Showing posts with label arabica beans. Show all posts
Showing posts with label arabica beans. Show all posts

Sunday, December 14, 2008

Coffee: From Harvest to Cup

Coffee is a plant. However, before it can be drunk it must pass through a number of stages and travel thousands of miles.

Coffee beans come from the red cherries of the coffea bush. Each cherry usually contains two seeds, or coffee beans. The exception to this is the Peaberry, where only one bean is produced. The flavour a bean produces is affected by where the coffea bush is grown. Soil, climate and altitude all alter the way coffee tastes; this is why, for example, coffee from Columbia will differ in taste from region to region and from year to year.

Most coffee comes from two species of the coffea bush: Coffea arabica, simply known as ‘arabica'; and Coffea canephora var. robusta, simply known as ‘robusta'. Robusta beans are cheaper to buy then arabica beans because they produce coffee with an inferior flavour, containing more caffeine.

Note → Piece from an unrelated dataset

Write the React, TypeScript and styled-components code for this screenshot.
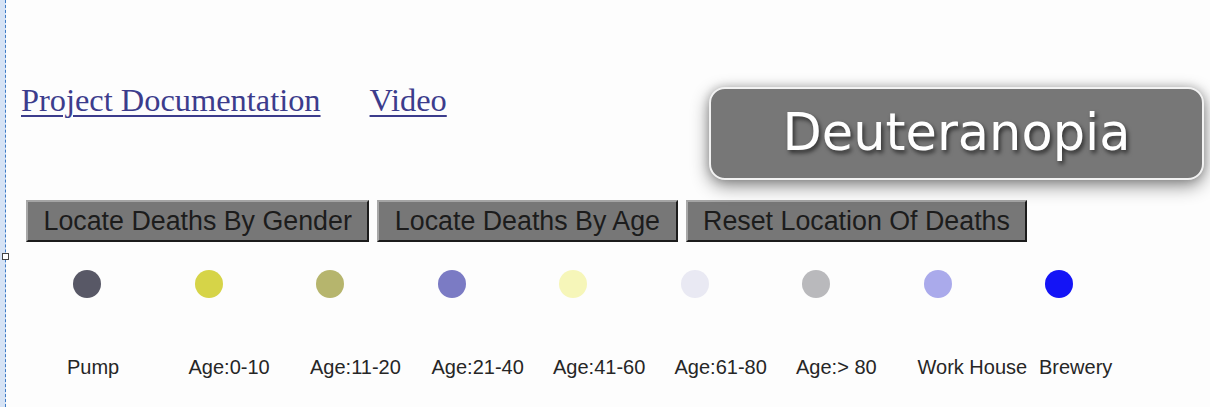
import React from "react";
import styled, { createGlobalStyle } from "styled-components";

const GlobalStyle = createGlobalStyle`
  html, body { margin: 0; padding: 0; background: #fdfdfd; }
  body { width: 1210px; height: 407px; overflow: hidden; }
`;

const Page = styled.div`
  position: relative;
  display: flex;
  width: 1210px;
  height: 407px;
  background: #fdfdfd;
`;

const Rail = styled.div`
  position: relative;
  flex: 0 0 5px;
  background: #d6e3f5;
  border-right: 1px dashed #3f7cc6;
`;

const Handle = styled.span`
  position: absolute;
  left: 2px;
  top: 253px;
  width: 5px;
  height: 5px;
  background: #fff;
  border: 1px solid #444;
`;

const Content = styled.main`
  flex: 1;
  display: flex;
  flex-direction: column;
  padding-left: 15px;
`;

const LinkRow = styled.nav`
  display: flex;
  gap: 49px;
  margin-top: 82px;
  height: 36px;
`;

const DocLink = styled.a`
  font-family: "Liberation Serif", "Times New Roman", serif;
  font-size: 32.4px;
  line-height: 36px;
  color: #3c3c8c;
  text-decoration: underline;
  text-decoration-thickness: 2px;
  text-underline-offset: 4px;
  cursor: pointer;
`;

const ButtonRow = styled.div`
  display: flex;
  gap: 8px;
  margin-top: 82px;
  margin-left: 5px;
`;

const ActionButton = styled.button`
  box-sizing: border-box;
  height: 42px;
  padding: 0 15.5px;
  background: #777777;
  color: #1c1c1c;
  font-family: "Liberation Sans", Arial, sans-serif;
  font-size: 26.8px;
  line-height: 38px;
  border-style: solid;
  border-width: 2px;
  border-color: #a4a4a4 #1c1c1c #1c1c1c #a8a8a8;
  border-radius: 0;
  cursor: pointer;
`;

const Legend = styled.ul`
  display: flex;
  list-style: none;
  margin: 28px 0 0 46px;
  padding: 0;
`;

const LegendItem = styled.li`
  flex: 0 0 121.5px;
  display: flex;
  flex-direction: column;
  align-items: flex-start;
`;

const Dot = styled.span<{ $color: string }>`
  display: block;
  width: 28px;
  height: 28px;
  margin-left: 6px;
  border-radius: 50%;
  background: ${(p) => p.$color};
`;

const LegendLabel = styled.span`
  margin-top: 58px;
  font-family: "Liberation Sans", Arial, sans-serif;
  font-size: 20px;
  line-height: 23px;
  color: #262626;
  white-space: nowrap;
`;

const Badge = styled.div`
  position: absolute;
  left: 709px;
  top: 87px;
  box-sizing: border-box;
  width: 495px;
  height: 93px;
  display: flex;
  align-items: center;
  justify-content: center;
  background: #777777;
  border: 2px solid #f2f2f2;
  border-radius: 16px;
  box-shadow: 0 6px 18px rgba(0, 0, 0, 0.45), 0 0 10px rgba(0, 0, 0, 0.2);
  font-family: "DejaVu Sans", "Lucida Grande", sans-serif;
  font-size: 51px;
  color: #ffffff;
  text-shadow: 2px 3px 4px rgba(0, 0, 0, 0.6);
  padding-bottom: 2px;
`;

const legend = [
  { label: "Pump", color: "#585866" },
  { label: "Age:0-10", color: "#d6d448" },
  { label: "Age:11-20", color: "#b6b56d" },
  { label: "Age:21-40", color: "#7b7bc4" },
  { label: "Age:41-60", color: "#f6f6b9" },
  { label: "Age:61-80", color: "#e9e9f3" },
  { label: "Age:> 80", color: "#b9b9bc" },
  { label: "Work House", color: "#aaaaeb" },
  { label: "Brewery", color: "#1414f6" },
];

export default function App() {
  return (
    <>
      <GlobalStyle />
      <Page>
        <Rail>
          <Handle />
        </Rail>
        <Content>
          <LinkRow>
            <DocLink>Project Documentation</DocLink>
            <DocLink>Video</DocLink>
          </LinkRow>
          <ButtonRow>
            <ActionButton>Locate Deaths By Gender</ActionButton>
            <ActionButton>Locate Deaths By Age</ActionButton>
            <ActionButton>Reset Location Of Deaths</ActionButton>
          </ButtonRow>
          <Legend>
            {legend.map((item) => (
              <LegendItem key={item.label}>
                <Dot $color={item.color} />
                <LegendLabel>{item.label}</LegendLabel>
              </LegendItem>
            ))}
          </Legend>
        </Content>
        <Badge>Deuteranopia</Badge>
      </Page>
    </>
  );
}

When the red cherries have been harvested from the coffea bush, the outer layers of pulp and skin must be removed to reveal the green coffee beans inside. There are two common methods of doing this: the ‘natural' or dry method, and the ‘washed' or wet method. The natural process of removal tends to give coffee a full-bodied yet mild aroma, whereas the washed process yields strongly aromatic coffee, with a fine body and a lively acidity.

In the washed method the outer pulp is removed using a mechanical pulping machine before the cherry is immersed into a fermentation tank for between 12 to 32 hours, after which the remaining pulp and skin is washed off, revealing the green bean. Finally, the bean is left out in a sunny area for between 12 to 15 days to dry.

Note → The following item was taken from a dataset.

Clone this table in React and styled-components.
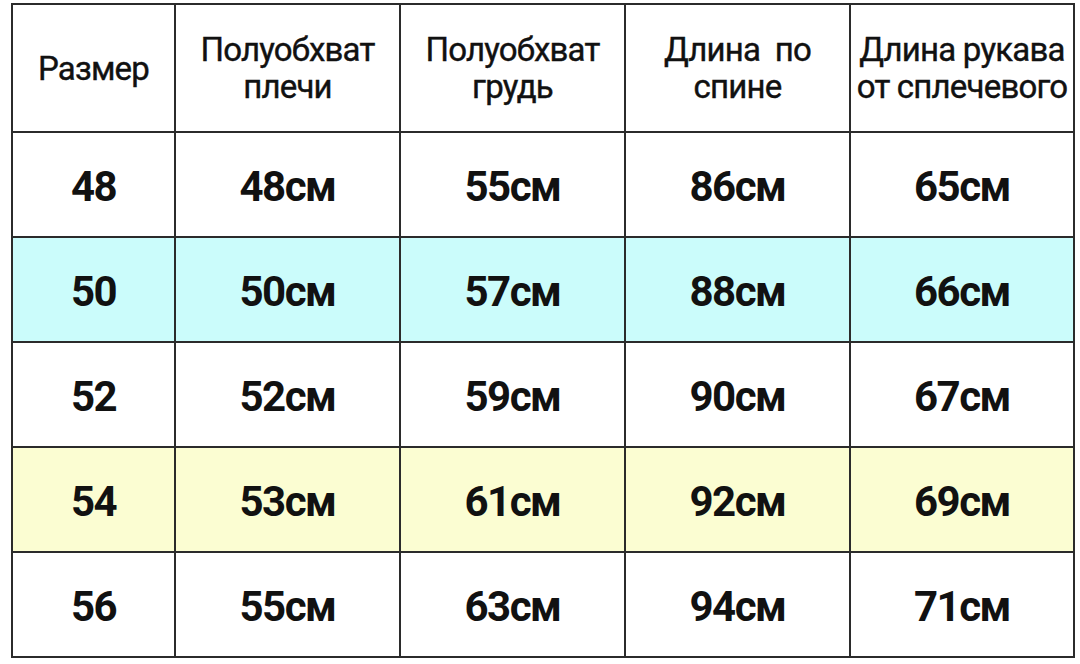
import React from "react";
import styled, { createGlobalStyle } from "styled-components";

const Global = createGlobalStyle`
  html, body { margin: 0; padding: 0; background: #ffffff; }
  body { font-family: Roboto, "Noto Sans", sans-serif; color: #111; }
`;

const Page = styled.div`
  width: 1080px;
  height: 664px;
  padding: 3px 0 0 11px;
  box-sizing: border-box;
  background: #fff;
`;

const Grid = styled.div`
  display: grid;
  grid-template-columns: 161px 223px 223px 223px 222px;
  grid-template-rows: 126px repeat(5, 103px);
  gap: 2px;
  padding: 2px;
  width: max-content;
  background: #2b2b2b;
`;

const Cell = styled.div`
  display: flex;
  align-items: center;
  justify-content: center;
  text-align: center;
  background: ${(p) => p.$bg || "#ffffff"};
  color: #111;
`;

const HeadCell = styled(Cell)`
  font-size: 33px;
  font-weight: 400;
  line-height: 37px;
  letter-spacing: -0.8px;
  white-space: pre;
  -webkit-text-stroke: 0.4px #111;
`;

const ValueCell = styled(Cell)`
  font-size: 42px;
  font-weight: 700;
  letter-spacing: -1.5px;
  padding-top: 4px;
`;

const headers = [
  "Размер",
  "Полуобхват\nплечи",
  "Полуобхват\nгрудь",
  "Длина  по\nспине",
  "Длина рукава\nот сплечевого",
];

const rows = [
  { bg: "#ffffff", v: ["48", "48см", "55см", "86см", "65см"] },
  { bg: "#cbfcfb", v: ["50", "50см", "57см", "88см", "66см"] },
  { bg: "#ffffff", v: ["52", "52см", "59см", "90см", "67см"] },
  { bg: "#fbfdd2", v: ["54", "53см", "61см", "92см", "69см"] },
  { bg: "#ffffff", v: ["56", "55см", "63см", "94см", "71см"] },
];

export default function App() {
  return (
    <>
      <Global />
      <Page>
        <Grid>
          {headers.map((h) => (
            <HeadCell key={h}>{h}</HeadCell>
          ))}
          {rows.map((r, i) =>
            r.v.map((val, j) => (
              <ValueCell key={`${i}-${j}`} $bg={r.bg}>
                {val}
              </ValueCell>
            ))
          )}
        </Grid>
      </Page>
    </>
  );
}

In the natural method, the cherry is simply left to dry out in the sun for up to four weeks. During this time the pulp and skin become shrivelled and can then be easily removed.

The coffee beans are then sorted and graded by size and density. Generally the larger the coffee beans the better the coffee. The largest bean is known as ‘Maragogype' or Elephant bean. There is no international grading system for coffee beans, with different countries using alternative systems. For example, in many African countries, the highest grade of coffee is AA, whereas, in Indonesia it is Grade 1.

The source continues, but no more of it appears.